The most convincing explanation for calling the turkey bird a turkey actually involves another bird entirely. The guinea fowl was native to West Africa and traded by Portuguese merchants who, beginning in the late 15th century, were trading around the Cape of Good Hope and into the Indian Ocean. Through Portuguese traders passing through Guinea, the guinea fowl was introduced to the Ottoman Empire. There, at least supposedly, English Levant Company merchants purchased these brightly colored fowl and imported them back to England. They called them “Turkey birds” because they presumed they originated from the place that they first encountered them.


Once the guinea fowl and the turkey were both introduced to England, confusion reigned. Often, they were described as interchangeable. It didn’t help that the Guinea fowl was later exported to the Americas, adding another layer of confusion between the two feathered creatures. Both used the Greek and Latin name meleagris originally reserved for the guinea fowl. When Sir Thomas Elyot wrote in 1552, however, the definition of meleagris had expanded: “Meleagrides birdes,which we doo call hennes of Genny or Turkie henne.” A 1615 recipe book describes guinea fowls as “young turkeys.” As the origins of the two different birds coalesced into one bird with one origin story, the name “Turkey hen” won out. As the Mediterranean terminus of the caravan trade bringing luxury goods from Asia, “Turkey” carried a connotation of luxury and exoticism with which the name guinea fowl was unable to compete.

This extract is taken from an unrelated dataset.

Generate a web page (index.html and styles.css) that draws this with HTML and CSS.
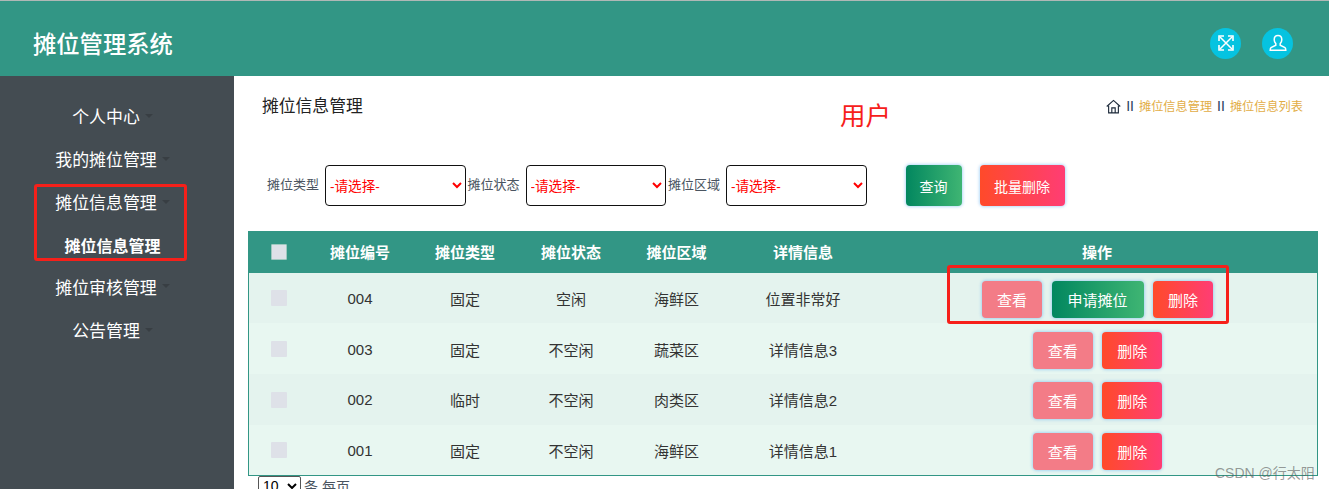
FILE: index.html
```html
<!DOCTYPE html>
<html lang="zh-CN">
<head>
<meta charset="utf-8">
<title>摊位管理系统</title>
<link rel="stylesheet" href="styles.css">
</head>
<body>
<header class="topbar">
  <h1 class="brand">摊位管理系统</h1>
  <div class="top-actions">
    <button class="round-btn" type="button" aria-label="全屏">
      <svg viewBox="0 0 18 18" width="18" height="18" fill="none" stroke="#fff" stroke-width="1.5">
        <path d="M3 3l12 12M15 3L3 15"/>
        <path d="M2 7V2h5M11 2h5v5M16 11v5h-5M7 16H2v-5" stroke-width="1.6"/>
      </svg>
    </button>
    <button class="round-btn" type="button" aria-label="用户">
      <svg viewBox="0 0 18 18" width="18" height="18" fill="none" stroke="#fff" stroke-width="1.5">
        <path d="M9 1.500c-2.400 0-3.800 1.800-3.800 4.200 0 1.700.7 3 1.600 3.900v1.600L2 13.600c-.6.4-.8.9-.8 2.600h15.600c0-1.700-.2-2.200-.8-2.600l-4.800-2.400V9.600c.9-.9 1.600-2.200 1.600-3.900C12.800 3.300 11.400 1.500 9 1.500z"/>
      </svg>
    </button>
  </div>
</header>

<div class="shell">
  <nav class="sidebar">
    <ul class="menu">
      <li class="menu-item"><span>个人中心</span><i class="caret"></i></li>
      <li class="menu-item"><span>我的摊位管理</span><i class="caret"></i></li>
      <li class="menu-item"><span>摊位信息管理</span><i class="caret"></i></li>
      <li class="menu-sub">摊位信息管理</li>
      <li class="menu-item"><span>摊位审核管理</span><i class="caret"></i></li>
      <li class="menu-item"><span>公告管理</span><i class="caret"></i></li>
    </ul>
  </nav>

  <main class="content">
    <div class="page-head">
      <h2 class="page-title">摊位信息管理</h2>
      <div class="crumbs">
        <svg class="home" viewBox="0 0 16 16" width="15" height="15" fill="none" stroke="#1d2a3a" stroke-width="1.200">
          <path d="M.8 8L8 1.500 15.200 8"/>
          <path d="M2.800 6.800v8h10.400v-8"/>
          <path d="M6.200 14.800V9.500h3.600v5.300"/>
        </svg>
        <span class="sep">II</span>
        <a class="crumb">摊位信息管理</a>
        <span class="sep">II</span>
        <a class="crumb">摊位信息列表</a>
      </div>
    </div>

    <form class="filters">
      <label class="filter-label">摊位类型</label>
      <select class="filter-select"><option>-请选择-</option></select>
      <label class="filter-label">摊位状态</label>
      <select class="filter-select"><option>-请选择-</option></select>
      <label class="filter-label">摊位区域</label>
      <select class="filter-select"><option>-请选择-</option></select>
      <button class="btn btn-green btn-query" type="button">查询</button>
      <button class="btn btn-red btn-batch" type="button">批量删除</button>
    </form>

    <table class="grid">
      <colgroup>
        <col class="c-check"><col class="c-no"><col class="c-type"><col class="c-state"><col class="c-area"><col class="c-info"><col class="c-ops">
      </colgroup>
      <thead>
        <tr>
          <th><input class="check check-head" type="checkbox"></th>
          <th>摊位编号</th><th>摊位类型</th><th>摊位状态</th><th>摊位区域</th><th>详情信息</th><th>操作</th>
        </tr>
      </thead>
      <tbody>
        <tr class="row-a">
          <td><input class="check" type="checkbox"></td>
          <td>004</td><td>固定</td><td>空闲</td><td>海鲜区</td><td>位置非常好</td>
          <td><div class="ops"><button class="btn btn-pink" type="button">查看</button><button class="btn btn-green btn-wide" type="button">申请摊位</button><button class="btn btn-red" type="button">删除</button></div></td>
        </tr>
        <tr class="row-b">
          <td><input class="check" type="checkbox"></td>
          <td>003</td><td>固定</td><td>不空闲</td><td>蔬菜区</td><td>详情信息3</td>
          <td><div class="ops"><button class="btn btn-pink" type="button">查看</button><button class="btn btn-red" type="button">删除</button></div></td>
        </tr>
        <tr class="row-a">
          <td><input class="check" type="checkbox"></td>
          <td>002</td><td>临时</td><td>不空闲</td><td>肉类区</td><td>详情信息2</td>
          <td><div class="ops"><button class="btn btn-pink" type="button">查看</button><button class="btn btn-red" type="button">删除</button></div></td>
        </tr>
        <tr class="row-b">
          <td><input class="check" type="checkbox"></td>
          <td>001</td><td>固定</td><td>不空闲</td><td>海鲜区</td><td>详情信息1</td>
          <td><div class="ops"><button class="btn btn-pink" type="button">查看</button><button class="btn btn-red" type="button">删除</button></div></td>
        </tr>
      </tbody>
    </table>

    <div class="pager">
      <select class="page-size"><option>10</option></select>
      <span>条 每页</span>
    </div>
  </main>
</div>

<!-- hand-drawn markup layer -->
<div class="mark mark-menu"></div>
<div class="mark mark-ops"></div>
<div class="role-note">用户</div>
<div class="watermark">CSDN @行太阳</div>
</body>
</html>
```
FILE: styles.css
```css
* { box-sizing: border-box; }

html, body {
  margin: 0;
  height: 489px;
  overflow: hidden;
  background: #fff;
  font-family: "Liberation Sans", "Noto Sans CJK SC", sans-serif;
  color: #333;
}

.topbar {
  height: 76px;
  background: #329685;
  border-top: 1px solid #b0b8b6;
  display: flex;
  align-items: center;
  justify-content: space-between;
  padding: 9px 36px 0 33px;
}

.brand {
  margin: 0;
  font-size: 23.300px;
  font-weight: 500;
  color: #fff;
}

.top-actions { display: flex; gap: 21px; }

.round-btn {
  width: 31px;
  height: 31px;
  padding: 0;
  border: 0;
  border-radius: 50%;
  background: #06c3e0;
  display: flex;
  align-items: center;
  justify-content: center;
}

.shell { display: flex; height: 413px; }

.sidebar {
  width: 234px;
  flex: none;
  background: #444c52;
  padding: 18px 9px 0 0;
}

.menu {
  list-style: none;
  margin: 0;
  padding: 0;
  display: flex;
  flex-direction: column;
  align-items: center;
}

.menu-item, .menu-sub {
  height: 43.200px;
  display: flex;
  align-items: center;
  color: #fff;
  font-size: 16.900px;
}

.menu-sub { font-size: 16px; font-weight: 700; margin-bottom: -2px; }

.caret {
  width: 0;
  height: 0;
  margin-left: 5px;
  border: 4px solid transparent;
  border-top: 4px solid #383e43;
  border-bottom: 0;
}

.content {
  flex: 1;
  min-width: 0;
  padding: 0 11px 0 14px;
  font-size: 15px;
}

.page-head {
  display: flex;
  justify-content: space-between;
  align-items: flex-start;
  height: 89px;
  padding: 19px 15px 0 14px;
}

.page-title {
  margin: 0;
  font-size: 16.800px;
  line-height: 24px;
  font-weight: 400;
  color: #222;
}

.crumbs {
  display: flex;
  align-items: center;
  gap: 5px;
  height: 22px;
  font-size: 12.200px;
}

.sep { color: #26405e; font-size: 14px; }
.crumb { color: #e2ad46; }

.filters {
  height: 66px;
  display: flex;
  align-items: flex-start;
  padding-left: 19px;
}

.filter-label {
  width: 59px;
  height: 41px;
  line-height: 40px;
  font-size: 13px;
  color: #4a5460;
  white-space: nowrap;
}
.filter-label + .filter-select { margin-left: -1px; }

.filter-select {
  width: 140.500px;
  height: 41px;
  margin-right: 2px;
  padding: 2px 0 0;
  background: #fff;
  border: 1px solid #111;
  border-radius: 4px;
  color: #f00;
  font-family: inherit;
  font-size: 13.600px;
}

.btn {
  width: 60px;
  height: 37px;
  padding: 0;
  border: 0;
  border-radius: 4px;
  color: #fff;
  font-family: inherit;
  font-size: 15px;
  box-shadow: 0 0 3px 1px rgba(96, 176, 240, .45);
  white-space: nowrap;
}

.btn-pink { background: #f37c87; }
.btn-green { background: linear-gradient(90deg, #02875f, #3fb573); }
.btn-red { background: linear-gradient(90deg, #ff4a2a, #ff3d74); }
.btn-wide { width: 92px; }

.btn-query, .btn-batch { height: 41px; font-size: 14px; }
.btn-query { width: 56px; margin-left: 37px; }
.btn-batch { width: 85px; margin-left: 18px; }

.grid {
  width: 1070px;
  table-layout: fixed;
  border-collapse: collapse;
  border: 1px solid #329685;
  text-align: center;
}

.c-check { width: 59.500px; }
.c-no { width: 104px; }
.c-type, .c-state { width: 106px; }
.c-area { width: 105px; }
.c-info { width: 148px; }

.grid th {
  height: 41px;
  padding: 0 0 1px;
  background: #329685;
  color: #fff;
  font-size: 15px;
  font-weight: 700;
}

.grid td { height: 50.750px; padding: 1px 0 0; color: #333; }

.row-a { background: #e4f3ee; }
.row-b { background: #e8f7f1; }

.check {
  display: block;
  width: 16px;
  height: 16px;
  margin: 0 auto;
  appearance: none;
  background: #dee1e8;
  border: 0;
  border-radius: 1px;
}

.check-head { border: 1px solid #9fc9c0; }

.ops {
  display: flex;
  justify-content: center;
  gap: 9.500px;
  padding: 2px 0 0 1px;
}

.pager {
  display: flex;
  align-items: center;
  gap: 3px;
  height: 20px;
  padding-left: 10px;
  font-size: 14px;
  color: #4a5460;
}

.page-size {
  width: 43px;
  height: 20px;
  padding: 0;
  font-size: 14px;
  font-family: inherit;
  background: #fff;
  border: 1px solid #555;
  border-radius: 2px;
}

.mark {
  position: absolute;
  border: 3px solid #f6201a;
  border-radius: 3px;
}
.mark-menu { left: 34px; top: 184px; width: 153px; height: 77px; }
.mark-ops { left: 947px; top: 265px; width: 282px; height: 59px; }

.role-note {
  position: absolute;
  left: 840px;
  top: 99px;
  font-size: 25.500px;
  line-height: 34px;
  color: #f6201a;
}

.watermark {
  position: absolute;
  left: 1215px;
  top: 463px;
  font-size: 14px;
  line-height: 20px;
  color: rgba(90, 90, 90, .62);
}
```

The bewildering story of how the Turkey bird got its name doesn’t end there. In Turkish, the bird is called hindi. The French similarly called it dinde, from poulet d’inde, “chicken of India.” Armenian, Italian, Polish, and Russian also named the bird after its supposed Indian roots. Dutch, Indonesian, Icelandic, and Lithuanian describe the turkey more specifically as a bird of Calcutta. Why did so many languages insist on the turkey’s Indian origins? Perhaps because the Portuguese traders bringing the guinea fowl to the Ottoman Empire or “Turkey” were most famous for their trade in the Indian Ocean. People just simply assumed it was from India.

To further complicate matters, in 1612, a turkey brought from Portuguese Goa was presented to the Mughal Emperor Jahangir. By the early 17th century, then, North American turkeys were in India and the Guinea fowl was roaming the Caribbean.

Together, these globetrotting birds—the North American turkey and the guinea fowl—tell a tale of early modern globalization, as more people (and birds!) travelled further and faster than ever before, and the culinary confusion that ensued!


Mughal miniature ca. 1612, attributed to Ustad Mansur.